Odysseys of discovery
Directing M. D. Anderson’s Odyssey Program provides many opportunities for Oliver Bogler, Ph.D., to brag about the young scientists who participate.
“Our goal is to identify the brightest postdoctoral fellows, support their research and give them a head start on becoming independent investigators,” says Bogler, professor in the Department of Neurosurgery.
In its 10th year, the Odyssey Program has funded 57 fellowships with donations from individuals, foundations and corporations. Each fellow can receive a salary and research stipend for up to three years.
“It’s a privilege to watch these outstanding postdocs progress in their odysseys of discovery,” Bogler says, “and I’m pleased that most of our former fellows have established their own laboratories at M. D. Anderson and elsewhere and are devoted to finding cures for cancer.”
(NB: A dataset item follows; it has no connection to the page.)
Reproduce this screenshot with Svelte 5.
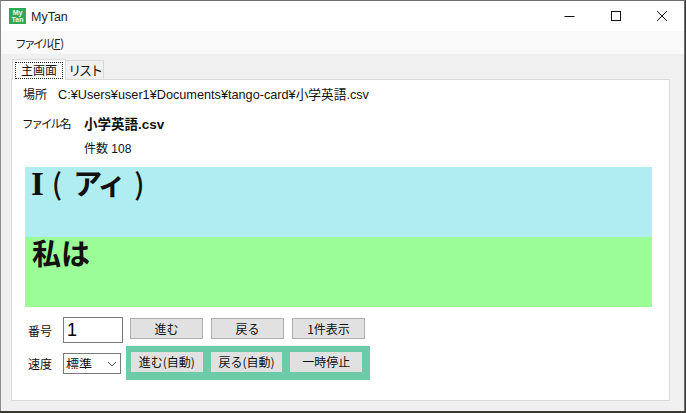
<script>
  let speed = 'normal';
  let num = '1';
</script>

<div class="window">
  <header class="titlebar">
    <div class="logo"><span>My</span><span>Tan</span></div>
    <span class="app-name">MyTan</span>
    <div class="win-btns">
      <svg width="46" height="31" viewBox="0 0 46 31"><path d="M17.5 15.5h10" stroke="#111" fill="none"/></svg>
      <svg width="46" height="31" viewBox="0 0 46 31"><rect x="18.5" y="10.5" width="9" height="9" stroke="#111" fill="none"/></svg>
      <svg width="46" height="31" viewBox="0 0 46 31"><path d="M18 10l10 10M28 10l-10 10" stroke="#111" fill="none"/></svg>
    </div>
  </header>

  <nav class="menubar"><span><span class="kana">ファイル(</span><u>F</u>)</span></nav>

  <main class="body">
    <div class="tabs">
      <div class="tab active"><span class="focus">主画面</span></div>
      <div class="tab"><span class="kana-tab">リスト</span></div>
    </div>

    <section class="panel">
      <div class="row-path">
        <span class="lbl-place">場所</span>
        <span class="path">C:¥Users¥user1¥Documents¥tango-card¥小学英語.csv</span>
      </div>
      <div class="row-file">
        <span class="lbl-file">ファイル名</span>
        <strong>小学英語.csv</strong>
      </div>
      <div class="row-count">件数 108</div>

      <div class="card">
        <div class="word"><span class="latin">I</span><span class="paren open">(</span><span class="reading">アィ</span><span class="paren close">)</span></div>
        <div class="meaning">私は</div>
      </div>

      <div class="row-num">
        <label for="num">番号</label>
        <input id="num" bind:value={num} />
        <div class="btns">
          <button>進む</button>
          <button>戻る</button>
          <button>1件表示</button>
        </div>
      </div>

      <div class="row-speed">
        <label for="speed">速度</label>
        <div class="select-wrap">
          <select id="speed" bind:value={speed}>
            <option value="normal">標準</option>
          </select>
          <svg width="10" height="6" viewBox="0 0 10 6"><path d="M1 1l4 4 4-4" stroke="#555" fill="none"/></svg>
        </div>
        <div class="auto">
          <button>進む(自動)</button>
          <button>戻る(自動)</button>
          <button>一時停止</button>
        </div>
      </div>
    </section>
  </main>
</div>

<style>
  :global(body) {
    margin: 0;
    background: #3a3a32;
    font-family: "Noto Sans CJK JP", "Liberation Sans", sans-serif;
    font-size: 12px;
    color: #111;
  }
  .window {
    width: 685px;
    height: 411px;
    box-sizing: border-box;
    border: 1px solid #6e6e6e;
    border-bottom: none;
    border-left-color: #8a8a8a;
    display: flex;
    flex-direction: column;
    background: #f0f0f0;
    overflow: hidden;
  }
  .titlebar {
    height: 30px;
    flex: none;
    background: #fff;
    display: flex;
    align-items: center;
    padding-left: 8px;
  }
  .logo {
    width: 17px;
    height: 16px;
    background: #2eaa57;
    color: #e8f8ee;
    font: bold 7px/7.5px "Liberation Sans", sans-serif;
    display: flex;
    flex-direction: column;
    align-items: center;
    justify-content: center;
  }
  .app-name {
    margin-left: 5px;
    padding-top: 1px;
    font: 12.5px "Liberation Sans", sans-serif;
    color: #222;
  }
  .win-btns { margin-left: auto; display: flex; margin-right: -1px; }
  .win-btns svg { display: block; }
  .menubar {
    height: 23px;
    flex: none;
    background: #f9f9f9;
    display: flex;
    align-items: center;
    padding-left: 14px;
    box-sizing: border-box;
    font-size: 11.5px;
    color: #222;
  }
  .kana { letter-spacing: -2.6px; margin-right: 2px; }
  .body {
    flex: 1;
    padding: 5px 14px 10px 10px;
    display: flex;
    flex-direction: column;
    min-height: 0;
  }
  .tabs { display: flex; height: 20px; flex: none; padding-left: 1px; align-items: flex-end; position: relative; z-index: 1; }
  .tab {
    box-sizing: border-box;
    height: 19px;
    width: 38px;
    background: #f0f0f0;
    border: 1px solid #d9d9d9;
    border-left: none;
    border-bottom: none;
    text-align: center;
    font-size: 12px;
    line-height: 17px;
  }
  .kana-tab { letter-spacing: -2.2px; font-size: 13px; }
  .tab.active {
    width: 54px;
    height: 21px;
    background: #fff;
    padding: 2px;
    margin-bottom: -1px;
    border-left: 1px solid #d9d9d9;
  }
  .focus {
    display: block;
    border: 1px dotted #222;
    height: 15px;
    line-height: 14px;
  }
  .panel {
    flex: 1;
    background: #fff;
    border: 1px solid #d9d9d9;
    padding: 0 17px 0 0;
    display: flex;
    flex-direction: column;
    min-height: 0;
  }
  .row-path { display: flex; align-items: center; height: 18px; margin-top: 4px; padding-left: 11px; }
  .lbl-place { width: 35px; font-size: 12px; }
  .path { font: 12.7px "Liberation Sans", "Noto Sans CJK JP", sans-serif; }
  .row-file { display: flex; align-items: center; height: 18px; margin-top: 12px; padding-left: 10px; }
  .lbl-file { width: 62px; font-size: 11.5px; letter-spacing: -2px; }
  .row-file strong { font: bold 13.5px "Liberation Sans", "Noto Sans CJK JP", sans-serif; }
  .row-count { height: 18px; margin-top: 8px; padding-left: 72px; font: 12px/18px "Liberation Sans", "Noto Sans CJK JP", sans-serif; }
  .card { margin: 9px 0 0 13px; }
  .word, .meaning {
    height: 70px;
    box-sizing: border-box;
    font-family: "Noto Sans CJK JP", sans-serif;
    font-size: 29px;
    font-weight: bold;
    line-height: 31px;
    padding-left: 6px;
    white-space: pre;
  }
  .latin { font-family: "Liberation Serif", serif; font-size: 33px; }
  .paren { font-weight: 500; }
  .open { margin: 0 11px 0 8px; }
  .close { margin-left: 13px; }
  .reading { letter-spacing: -5px; }
  .word { background: #b0edf0; }
  .meaning { background: #9afd97; padding-left: 7px; }
  .row-num { display: flex; align-items: center; margin: 10px 0 0 13px; height: 26px; }
  .row-speed { display: flex; align-items: center; margin: 3px 0 0 13px; height: 34px; }
  label { width: 38px; padding-left: 3px; box-sizing: border-box; font-size: 12px; }
  #num {
    box-sizing: border-box;
    width: 60px;
    height: 26px;
    border: 1px solid #7a7a7a;
    padding: 0 3px;
    font: 18px "Liberation Sans", sans-serif;
    color: #000;
    outline: none;
  }
  .btns { display: flex; gap: 8px; margin-left: 7px; align-self: flex-start; margin-top: 1px; }
  button {
    box-sizing: border-box;
    background: #e1e1e1;
    border: 1px solid #adadad;
    padding: 0;
    font-family: "Noto Sans CJK JP", sans-serif;
    font-size: 12px;
    color: #111;
    width: 73px;
    height: 21px;
    line-height: 18px;
  }
  .select-wrap { position: relative; width: 58px; height: 21px; }
  select {
    appearance: none;
    box-sizing: border-box;
    width: 100%;
    height: 100%;
    border: 1px solid #7a7a7a;
    border-radius: 0;
    background: #fff;
    padding: 0 0 4px 2px;
    font-family: "Noto Sans CJK JP", sans-serif;
    font-size: 13px;
    color: #111;
  }
  .select-wrap svg { position: absolute; right: 4px; top: 8px; pointer-events: none; }
  .auto {
    box-sizing: border-box;
    width: 244px;
    height: 34px;
    margin-left: 5px;
    background: #6ecba9;
    padding: 6px 8px 0 5px;
    display: flex;
    gap: 8px;
  }
  .auto button { border: none; width: 72px; height: 20px; background: #e1e1e1; }
</style>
A decade ago, the first Odyssey fellowship went to Jian Gu, Ph.D., then a postdoctoral fellow in the Department of Thoracic and Cardiovascular Surgery. He believes the three-year fellowship was “the best thing that could have happened” to launch his academic career.
Gu credits Odyssey support with helping broaden his knowledge, expand his skills and develop “motivation, confidence, independent thinking, collaboration, writing and communication skills.” During the fellowship, he had 20 scientific articles published and won several major awards for creative research.
After the fellowship, Gu shifted his research focus to molecular epidemiology and pharmacogenetics. Now an assistant professor in the Department of Epidemiology, he is principal investigator or co-PI on several National Cancer Institute grants.
Abhinav Jain, Ph.D., who was named an Odyssey fellow in fall 2008, was the first recipient of funds from the Laura and John Arnold Foundation of Houston.
Obtaining Odyssey support was “like winning a lottery,” confides Jain, who is thrilled to be working in the laboratory of Michelle Barton, Ph.D., professor in the Department of Biochemistry and Molecular Biology.
Jain’s early research efforts were crucial to an article Barton’s team published in 2009 in Proceedings of the National Academy of Sciences, describing a promising new way to restore the p53 suppressor gene in cancer cells.
The Odyssey Program propelled Ashby Morrison, Ph.D., from a postdoctoral fellowship at M. D. Anderson’s Department of Carcinogenesis to Stanford University in 2008.
“I’m very happy as an assistant professor of biology, running my own laboratory and conducting research on genome stability mechanisms,” Morrison reports.